WHAT THE EXERCISE ASKS:
Transcribe every line exactly and omit anything that is a picture.

[begin DATASET EXCERPT]

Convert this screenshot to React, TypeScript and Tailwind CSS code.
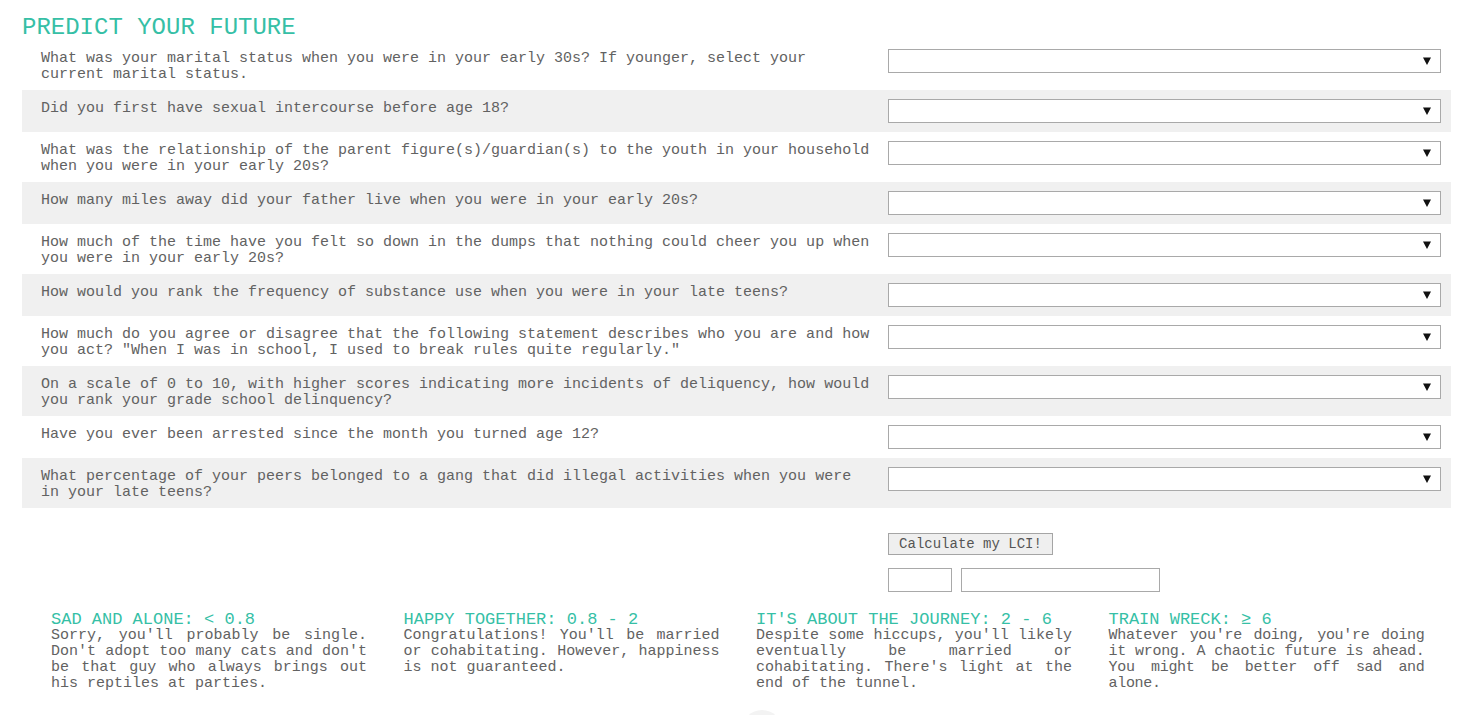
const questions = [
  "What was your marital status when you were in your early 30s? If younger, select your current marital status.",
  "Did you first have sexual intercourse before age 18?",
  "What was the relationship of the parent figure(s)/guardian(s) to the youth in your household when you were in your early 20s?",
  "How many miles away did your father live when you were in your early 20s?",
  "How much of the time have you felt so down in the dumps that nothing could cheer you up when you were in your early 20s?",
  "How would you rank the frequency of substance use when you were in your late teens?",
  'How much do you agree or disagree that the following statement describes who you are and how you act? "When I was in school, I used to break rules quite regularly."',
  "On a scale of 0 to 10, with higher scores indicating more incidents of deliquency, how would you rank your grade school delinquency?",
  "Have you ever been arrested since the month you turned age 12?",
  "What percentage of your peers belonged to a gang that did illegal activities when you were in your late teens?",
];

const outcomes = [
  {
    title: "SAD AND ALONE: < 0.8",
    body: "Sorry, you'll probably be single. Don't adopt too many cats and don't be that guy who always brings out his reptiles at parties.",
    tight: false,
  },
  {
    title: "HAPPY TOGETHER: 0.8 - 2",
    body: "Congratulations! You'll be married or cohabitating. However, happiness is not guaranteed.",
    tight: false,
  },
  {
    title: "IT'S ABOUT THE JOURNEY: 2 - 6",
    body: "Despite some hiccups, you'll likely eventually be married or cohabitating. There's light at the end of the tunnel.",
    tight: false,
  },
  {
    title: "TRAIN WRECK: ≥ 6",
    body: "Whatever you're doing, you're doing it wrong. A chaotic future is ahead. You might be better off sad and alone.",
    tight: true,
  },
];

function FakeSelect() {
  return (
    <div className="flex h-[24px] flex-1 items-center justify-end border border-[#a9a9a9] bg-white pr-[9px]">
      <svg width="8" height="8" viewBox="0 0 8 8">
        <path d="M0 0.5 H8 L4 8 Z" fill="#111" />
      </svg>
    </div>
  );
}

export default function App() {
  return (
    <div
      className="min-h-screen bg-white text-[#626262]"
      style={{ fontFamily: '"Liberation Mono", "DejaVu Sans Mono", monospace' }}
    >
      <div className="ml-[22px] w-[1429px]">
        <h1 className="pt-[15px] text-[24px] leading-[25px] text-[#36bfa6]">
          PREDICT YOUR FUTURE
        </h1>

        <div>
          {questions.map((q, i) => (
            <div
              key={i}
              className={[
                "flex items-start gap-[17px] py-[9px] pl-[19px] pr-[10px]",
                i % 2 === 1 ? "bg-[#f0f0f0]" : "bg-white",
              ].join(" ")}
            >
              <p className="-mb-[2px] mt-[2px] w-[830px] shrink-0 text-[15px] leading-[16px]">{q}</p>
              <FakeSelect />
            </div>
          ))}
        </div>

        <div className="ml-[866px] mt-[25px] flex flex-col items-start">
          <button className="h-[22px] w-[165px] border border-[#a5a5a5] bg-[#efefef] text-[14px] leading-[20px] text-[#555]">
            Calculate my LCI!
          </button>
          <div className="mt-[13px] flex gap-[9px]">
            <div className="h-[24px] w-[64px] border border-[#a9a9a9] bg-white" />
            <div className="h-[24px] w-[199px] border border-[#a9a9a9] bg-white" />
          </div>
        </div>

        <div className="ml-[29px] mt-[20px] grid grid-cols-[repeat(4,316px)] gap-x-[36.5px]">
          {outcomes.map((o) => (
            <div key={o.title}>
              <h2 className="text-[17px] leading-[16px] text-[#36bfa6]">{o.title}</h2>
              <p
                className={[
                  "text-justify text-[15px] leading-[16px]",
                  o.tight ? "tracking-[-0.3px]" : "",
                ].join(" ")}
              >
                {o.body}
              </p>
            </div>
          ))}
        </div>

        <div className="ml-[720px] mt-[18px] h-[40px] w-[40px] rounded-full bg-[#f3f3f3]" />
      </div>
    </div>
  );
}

[end DATASET EXCERPT]

OUTPUT OF THE TASK:
Convert this screenshot to React, TypeScript and Tailwind CSS code.
const questions = [
  "What was your marital status when you were in your early 30s? If younger, select your current marital status.",
  "Did you first have sexual intercourse before age 18?",
  "What was the relationship of the parent figure(s)/guardian(s) to the youth in your household when you were in your early 20s?",
  "How many miles away did your father live when you were in your early 20s?",
  "How much of the time have you felt so down in the dumps that nothing could cheer you up when you were in your early 20s?",
  "How would you rank the frequency of substance use when you were in your late teens?",
  'How much do you agree or disagree that the following statement describes who you are and how you act? "When I was in school, I used to break rules quite regularly."',
  "On a scale of 0 to 10, with higher scores indicating more incidents of deliquency, how would you rank your grade school delinquency?",
  "Have you ever been arrested since the month you turned age 12?",
  "What percentage of your peers belonged to a gang that did illegal activities when you were in your late teens?",
];

const outcomes = [
  {
    title: "SAD AND ALONE: < 0.8",
    body: "Sorry, you'll probably be single. Don't adopt too many cats and don't be that guy who always brings out his reptiles at parties.",
    tight: false,
  },
  {
    title: "HAPPY TOGETHER: 0.8 - 2",
    body: "Congratulations! You'll be married or cohabitating. However, happiness is not guaranteed.",
    tight: false,
  },
  {
    title: "IT'S ABOUT THE JOURNEY: 2 - 6",
    body: "Despite some hiccups, you'll likely eventually be married or cohabitating. There's light at the end of the tunnel.",
    tight: false,
  },
  {
    title: "TRAIN WRECK: ≥ 6",
    body: "Whatever you're doing, you're doing it wrong. A chaotic future is ahead. You might be better off sad and alone.",
    tight: true,
  },
];

function FakeSelect() {
  return (
    <div className="flex h-[24px] flex-1 items-center justify-end border border-[#a9a9a9] bg-white pr-[9px]">
      <svg width="8" height="8" viewBox="0 0 8 8">
        <path d="M0 0.5 H8 L4 8 Z" fill="#111" />
      </svg>
    </div>
  );
}

export default function App() {
  return (
    <div
      className="min-h-screen bg-white text-[#626262]"
      style={{ fontFamily: '"Liberation Mono", "DejaVu Sans Mono", monospace' }}
    >
      <div className="ml-[22px] w-[1429px]">
        <h1 className="pt-[15px] text-[24px] leading-[25px] text-[#36bfa6]">
          PREDICT YOUR FUTURE
        </h1>

        <div>
          {questions.map((q, i) => (
            <div
              key={i}
              className={[
                "flex items-start gap-[17px] py-[9px] pl-[19px] pr-[10px]",
                i % 2 === 1 ? "bg-[#f0f0f0]" : "bg-white",
              ].join(" ")}
            >
              <p className="-mb-[2px] mt-[2px] w-[830px] shrink-0 text-[15px] leading-[16px]">{q}</p>
              <FakeSelect />
            </div>
          ))}
        </div>

        <div className="ml-[866px] mt-[25px] flex flex-col items-start">
          <button className="h-[22px] w-[165px] border border-[#a5a5a5] bg-[#efefef] text-[14px] leading-[20px] text-[#555]">
            Calculate my LCI!
          </button>
          <div className="mt-[13px] flex gap-[9px]">
            <div className="h-[24px] w-[64px] border border-[#a9a9a9] bg-white" />
            <div className="h-[24px] w-[199px] border border-[#a9a9a9] bg-white" />
          </div>
        </div>

        <div className="ml-[29px] mt-[20px] grid grid-cols-[repeat(4,316px)] gap-x-[36.5px]">
          {outcomes.map((o) => (
            <div key={o.title}>
              <h2 className="text-[17px] leading-[16px] text-[#36bfa6]">{o.title}</h2>
              <p
                className={[
                  "text-justify text-[15px] leading-[16px]",
                  o.tight ? "tracking-[-0.3px]" : "",
                ].join(" ")}
              >
                {o.body}
              </p>
            </div>
          ))}
        </div>

        <div className="ml-[720px] mt-[18px] h-[40px] w-[40px] rounded-full bg-[#f3f3f3]" />
      </div>
    </div>
  );
}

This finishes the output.